DATA PROVIDED:
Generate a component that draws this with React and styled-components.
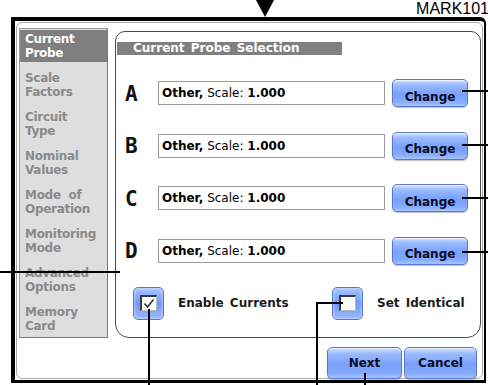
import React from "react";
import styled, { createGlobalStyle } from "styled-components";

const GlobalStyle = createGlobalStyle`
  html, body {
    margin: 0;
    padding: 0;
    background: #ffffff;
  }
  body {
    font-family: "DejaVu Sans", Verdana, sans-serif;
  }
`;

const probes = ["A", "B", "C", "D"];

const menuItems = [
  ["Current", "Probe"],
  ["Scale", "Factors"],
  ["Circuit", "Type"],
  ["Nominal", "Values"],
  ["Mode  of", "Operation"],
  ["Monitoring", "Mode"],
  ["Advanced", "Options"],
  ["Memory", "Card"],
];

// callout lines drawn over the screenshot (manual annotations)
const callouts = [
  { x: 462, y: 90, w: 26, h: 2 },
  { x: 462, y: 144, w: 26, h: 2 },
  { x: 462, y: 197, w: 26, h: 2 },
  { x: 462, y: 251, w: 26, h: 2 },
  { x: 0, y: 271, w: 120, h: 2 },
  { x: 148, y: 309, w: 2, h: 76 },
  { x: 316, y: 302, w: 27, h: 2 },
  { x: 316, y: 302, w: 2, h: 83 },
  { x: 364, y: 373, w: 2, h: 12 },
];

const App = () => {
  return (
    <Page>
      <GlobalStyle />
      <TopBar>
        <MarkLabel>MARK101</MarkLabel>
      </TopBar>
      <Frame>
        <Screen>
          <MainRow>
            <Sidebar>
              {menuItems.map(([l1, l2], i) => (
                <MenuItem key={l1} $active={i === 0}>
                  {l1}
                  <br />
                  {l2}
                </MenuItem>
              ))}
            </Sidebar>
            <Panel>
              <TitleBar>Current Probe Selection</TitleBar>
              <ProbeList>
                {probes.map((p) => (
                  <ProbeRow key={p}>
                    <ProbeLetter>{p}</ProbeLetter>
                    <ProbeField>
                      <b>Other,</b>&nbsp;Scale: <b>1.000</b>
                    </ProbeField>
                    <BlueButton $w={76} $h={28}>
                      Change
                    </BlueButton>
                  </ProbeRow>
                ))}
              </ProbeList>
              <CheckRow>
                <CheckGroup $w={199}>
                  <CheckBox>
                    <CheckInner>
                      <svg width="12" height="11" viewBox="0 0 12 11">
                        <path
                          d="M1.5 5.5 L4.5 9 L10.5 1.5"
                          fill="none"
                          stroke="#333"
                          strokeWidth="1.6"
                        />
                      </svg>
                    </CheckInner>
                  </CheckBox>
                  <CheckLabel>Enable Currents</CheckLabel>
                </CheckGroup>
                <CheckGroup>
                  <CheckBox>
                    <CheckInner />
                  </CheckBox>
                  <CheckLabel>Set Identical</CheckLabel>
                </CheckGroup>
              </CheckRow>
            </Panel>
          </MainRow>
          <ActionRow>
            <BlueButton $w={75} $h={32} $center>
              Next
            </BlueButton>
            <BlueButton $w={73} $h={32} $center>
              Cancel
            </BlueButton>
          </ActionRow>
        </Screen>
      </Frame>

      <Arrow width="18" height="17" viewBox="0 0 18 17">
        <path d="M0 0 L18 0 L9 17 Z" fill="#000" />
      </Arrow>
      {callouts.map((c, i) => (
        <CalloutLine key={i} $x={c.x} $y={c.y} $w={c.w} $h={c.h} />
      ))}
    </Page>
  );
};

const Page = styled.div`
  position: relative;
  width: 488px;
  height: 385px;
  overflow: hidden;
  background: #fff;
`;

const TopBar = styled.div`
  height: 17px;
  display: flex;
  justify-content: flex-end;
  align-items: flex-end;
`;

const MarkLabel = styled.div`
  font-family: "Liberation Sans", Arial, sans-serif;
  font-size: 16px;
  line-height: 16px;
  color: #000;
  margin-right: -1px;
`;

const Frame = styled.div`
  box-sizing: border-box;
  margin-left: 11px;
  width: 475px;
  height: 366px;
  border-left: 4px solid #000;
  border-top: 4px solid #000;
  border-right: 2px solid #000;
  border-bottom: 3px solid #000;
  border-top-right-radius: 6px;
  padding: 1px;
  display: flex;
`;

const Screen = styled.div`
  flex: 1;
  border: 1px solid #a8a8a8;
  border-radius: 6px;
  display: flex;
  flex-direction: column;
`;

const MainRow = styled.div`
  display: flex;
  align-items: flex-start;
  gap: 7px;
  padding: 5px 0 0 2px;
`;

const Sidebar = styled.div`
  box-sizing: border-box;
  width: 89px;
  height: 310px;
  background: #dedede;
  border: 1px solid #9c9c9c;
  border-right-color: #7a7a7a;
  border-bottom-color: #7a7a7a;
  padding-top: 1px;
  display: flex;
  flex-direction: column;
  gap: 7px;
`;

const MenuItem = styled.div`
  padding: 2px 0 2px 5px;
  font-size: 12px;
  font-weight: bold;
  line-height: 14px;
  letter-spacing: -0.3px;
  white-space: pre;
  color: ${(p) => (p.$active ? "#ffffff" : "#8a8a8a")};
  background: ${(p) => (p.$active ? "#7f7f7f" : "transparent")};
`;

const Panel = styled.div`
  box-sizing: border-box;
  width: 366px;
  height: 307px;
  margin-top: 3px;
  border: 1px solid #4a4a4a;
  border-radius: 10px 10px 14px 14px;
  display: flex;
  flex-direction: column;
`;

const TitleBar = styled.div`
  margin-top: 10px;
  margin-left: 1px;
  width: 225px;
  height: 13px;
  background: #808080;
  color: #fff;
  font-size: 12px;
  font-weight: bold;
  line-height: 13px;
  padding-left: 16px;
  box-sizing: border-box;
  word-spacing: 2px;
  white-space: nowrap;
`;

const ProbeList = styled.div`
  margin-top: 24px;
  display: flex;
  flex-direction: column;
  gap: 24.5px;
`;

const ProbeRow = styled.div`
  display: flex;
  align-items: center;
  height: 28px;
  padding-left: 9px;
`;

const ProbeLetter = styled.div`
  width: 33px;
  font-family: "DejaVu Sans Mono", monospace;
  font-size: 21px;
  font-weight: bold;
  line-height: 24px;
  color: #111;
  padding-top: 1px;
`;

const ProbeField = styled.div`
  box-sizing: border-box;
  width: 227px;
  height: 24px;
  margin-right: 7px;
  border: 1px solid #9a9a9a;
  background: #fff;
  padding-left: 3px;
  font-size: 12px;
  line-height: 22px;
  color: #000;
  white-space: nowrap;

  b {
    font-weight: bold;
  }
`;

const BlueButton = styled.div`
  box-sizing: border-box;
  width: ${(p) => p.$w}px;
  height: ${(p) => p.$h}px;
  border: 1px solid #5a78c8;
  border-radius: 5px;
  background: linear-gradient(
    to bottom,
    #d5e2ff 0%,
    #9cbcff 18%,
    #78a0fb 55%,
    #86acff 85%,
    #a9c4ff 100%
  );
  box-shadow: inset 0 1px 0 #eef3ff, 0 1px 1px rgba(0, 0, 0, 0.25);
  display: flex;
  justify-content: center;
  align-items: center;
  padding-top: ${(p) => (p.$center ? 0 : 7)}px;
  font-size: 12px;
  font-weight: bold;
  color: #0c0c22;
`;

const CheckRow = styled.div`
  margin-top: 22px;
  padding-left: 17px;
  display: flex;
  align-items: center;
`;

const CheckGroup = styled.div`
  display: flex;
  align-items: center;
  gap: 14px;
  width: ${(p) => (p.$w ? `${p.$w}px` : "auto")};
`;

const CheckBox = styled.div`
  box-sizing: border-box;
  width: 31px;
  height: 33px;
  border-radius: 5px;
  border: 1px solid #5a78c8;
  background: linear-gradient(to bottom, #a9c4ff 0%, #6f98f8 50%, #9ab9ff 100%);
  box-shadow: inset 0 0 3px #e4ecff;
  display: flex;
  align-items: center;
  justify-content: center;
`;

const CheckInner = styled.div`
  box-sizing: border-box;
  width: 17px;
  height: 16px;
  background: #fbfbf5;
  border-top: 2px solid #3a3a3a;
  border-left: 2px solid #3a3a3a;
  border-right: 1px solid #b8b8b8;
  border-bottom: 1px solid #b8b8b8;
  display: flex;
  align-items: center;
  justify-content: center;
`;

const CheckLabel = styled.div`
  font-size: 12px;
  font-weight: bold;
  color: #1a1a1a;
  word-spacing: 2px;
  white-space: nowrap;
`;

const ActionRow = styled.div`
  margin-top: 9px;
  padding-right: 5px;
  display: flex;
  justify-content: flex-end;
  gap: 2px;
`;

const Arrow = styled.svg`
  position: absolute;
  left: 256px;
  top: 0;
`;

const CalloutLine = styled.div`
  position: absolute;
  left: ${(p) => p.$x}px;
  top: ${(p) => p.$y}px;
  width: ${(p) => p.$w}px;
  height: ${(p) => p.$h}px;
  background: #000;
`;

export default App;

PROBLEM:
Copy all lines of the material above where the string "components" occurs.

THE RESULT:
Generate a component that draws this with React and styled-components.
import styled, { createGlobalStyle } from "styled-components";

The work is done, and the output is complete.